The costs of defiance, meanwhile, have risen. In 2003 marches convinced the authorities to shelve an anti-sedition law that Beijing wanted to impose, an upset which led to the resignation of the first chief executive, Tung Chee-hwa. Since then, and most notably after Mr Xi became party leader in 2012, the central government has grown less patient. One of the most striking, and disturbing, aspects of the extradition-law crisis has been that members of the Standing Committee of the Politburo in Beijing have weighed in directly. Such unprecedented interventions say much about the central government's growing impatience with the territory. 


Though news outlets and social media aimed at mainland audiences censored reports of the protests, in commentaries intended for overseas consumption Chinese state media have accused "foreign forces" of trying to create "havoc" in Hong Kong. Actually, this is a strikingly moderate, organic movement, backed by local lawyers, priests, scholars and by business lobbies that usually shun politics. Mrs Chan spent four-and-a-half hours among the marchers on June 9th. They probably "held out very slim hope that the government will change these proposals" she says. "But they wanted to stand up and be counted." 

Hong Kong has already endured limits on the freedom of locals to stand for election - they have to accept Chinese rule and forswear independence for Hong Kong - and has seen activists jailed.
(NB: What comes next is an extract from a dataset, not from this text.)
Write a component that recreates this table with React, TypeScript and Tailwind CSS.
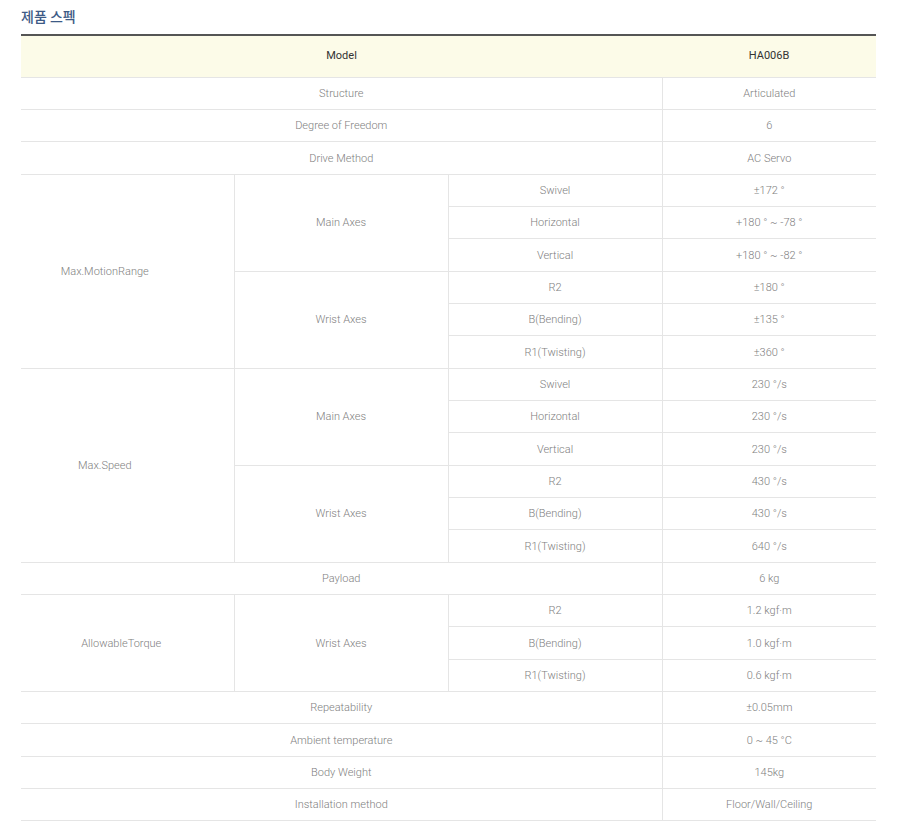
const cell = "border border-[#e5e5e5] text-center align-middle h-[32.35px] p-0 pt-[2px]";

type Cell = { text: string; rowSpan?: number; colSpan?: number; pad?: string };
type Row = { cells: Cell[] };

const rows: Row[] = [
  { cells: [{ text: "Structure", colSpan: 3 }, { text: "Articulated" }] },
  { cells: [{ text: "Degree of Freedom", colSpan: 3 }, { text: "6" }] },
  { cells: [{ text: "Drive Method", colSpan: 3 }, { text: "AC Servo" }] },
  {
    cells: [
      { text: "Max.MotionRange", rowSpan: 6, pad: "pr-[45px]" },
      { text: "Main Axes", rowSpan: 3 },
      { text: "Swivel" },
      { text: "±172 °" },
    ],
  },
  { cells: [{ text: "Horizontal" }, { text: "+180 ° ~ -78 °" }] },
  { cells: [{ text: "Vertical" }, { text: "+180 ° ~ -82 °" }] },
  { cells: [{ text: "Wrist Axes", rowSpan: 3 }, { text: "R2" }, { text: "±180 °" }] },
  { cells: [{ text: "B(Bending)" }, { text: "±135 °" }] },
  { cells: [{ text: "R1(Twisting)" }, { text: "±360 °" }] },
  {
    cells: [
      { text: "Max.Speed", rowSpan: 6, pad: "pr-[45px]" },
      { text: "Main Axes", rowSpan: 3 },
      { text: "Swivel" },
      { text: "230 °/s" },
    ],
  },
  { cells: [{ text: "Horizontal" }, { text: "230 °/s" }] },
  { cells: [{ text: "Vertical" }, { text: "230 °/s" }] },
  { cells: [{ text: "Wrist Axes", rowSpan: 3 }, { text: "R2" }, { text: "430 °/s" }] },
  { cells: [{ text: "B(Bending)" }, { text: "430 °/s" }] },
  { cells: [{ text: "R1(Twisting)" }, { text: "640 °/s" }] },
  { cells: [{ text: "Payload", colSpan: 3 }, { text: "6 kg" }] },
  {
    cells: [
      { text: "AllowableTorque", rowSpan: 3, pad: "pr-[12px]" },
      { text: "Wrist Axes", rowSpan: 3 },
      { text: "R2" },
      { text: "1.2 kgf·m" },
    ],
  },
  { cells: [{ text: "B(Bending)" }, { text: "1.0 kgf·m" }] },
  { cells: [{ text: "R1(Twisting)" }, { text: "0.6 kgf·m" }] },
  { cells: [{ text: "Repeatability", colSpan: 3 }, { text: "±0.05mm" }] },
  { cells: [{ text: "Ambient temperature", colSpan: 3 }, { text: "0 ~ 45 °C" }] },
  { cells: [{ text: "Body Weight", colSpan: 3 }, { text: "145kg" }] },
  { cells: [{ text: "Installation method", colSpan: 3 }, { text: "Floor/Wall/Ceiling" }] },
];

export default function App() {
  return (
    <div className="w-[900px] h-[838px] bg-white pl-[21px] pt-[6px] font-['Roboto','Noto_Sans_CJK_KR',sans-serif]">
      <h2 className="text-[14px] leading-[20px] text-[#3d5a86] font-['Noto_Sans_CJK_KR',sans-serif] font-medium">
        제품 스펙
      </h2>
      <table className="mt-[8px] w-[855px] border-collapse table-fixed border-t-2 border-t-[#555] text-[11px] text-[#808080] font-light">
        <colgroup>
          <col className="w-[213px]" />
          <col className="w-[214px]" />
          <col className="w-[214px]" />
          <col className="w-[214px]" />
        </colgroup>
        <thead>
          <tr className="bg-[#fcfbe8]">
            <th colSpan={3} className="h-[42px] font-normal text-[#333] border-b border-[#e5e5e5] border-x-0 border-t-2 border-t-[#555]">
              Model
            </th>
            <th className="h-[42px] font-normal text-[#333] border-b border-[#e5e5e5] border-t-2 border-t-[#555]">
              HA006B
            </th>
          </tr>
        </thead>
        <tbody>
          {rows.map((r, i) => (
            <tr key={i}>
              {r.cells.map((c, j) => (
                <td
                  key={j}
                  rowSpan={c.rowSpan}
                  colSpan={c.colSpan}
                  className={`${cell} ${c.pad ?? ""} ${j === 0 && (c.colSpan || c.rowSpan || r.cells.length === 4) ? "border-l-0" : ""} ${j === r.cells.length - 1 ? "border-r-0" : ""}`}
                >
                  {c.text}
                </td>
              ))}
            </tr>
          ))}
        </tbody>
      </table>
    </div>
  );
}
Critics and enemies of the Communist Party have never been truly safe, even without an extradition law. Some have been abducted, usually reappearing on the mainland mouthing stilted confessions of guilt. But the protection of their rights still matters to Hong Kongers. "People with a clear conscience in Hong Kong feel safe in their own beds," says Mrs Chan. Now, with the prospect of being taken into arbitrary detention by China, that safety is at risk. 


Mrs Chan hopes that the chief executive will think again and set out "viable options" for handling fugitives from China, with a long period of consultation. Alas, that seems too optimistic. It cannot help that Mr Xi is already under pressure within China's elite for his handling of the trade war with America, suggests Jean-Pierre Cabestan of Hong Kong Baptist University. 


China's rulers have suffered a clarifying rebuke, and a lesson about the power of loss and the limits of bribing people to give up freedoms. Exposure to China's cynical version of the rule of law feels like an unbearable loss to many Hong Kongers - outweighing the rewards of integration with a faster-growing mainland. Assuming that the extradition law is rammed through anyway, it will be a victory for fear and resignation, not parental love.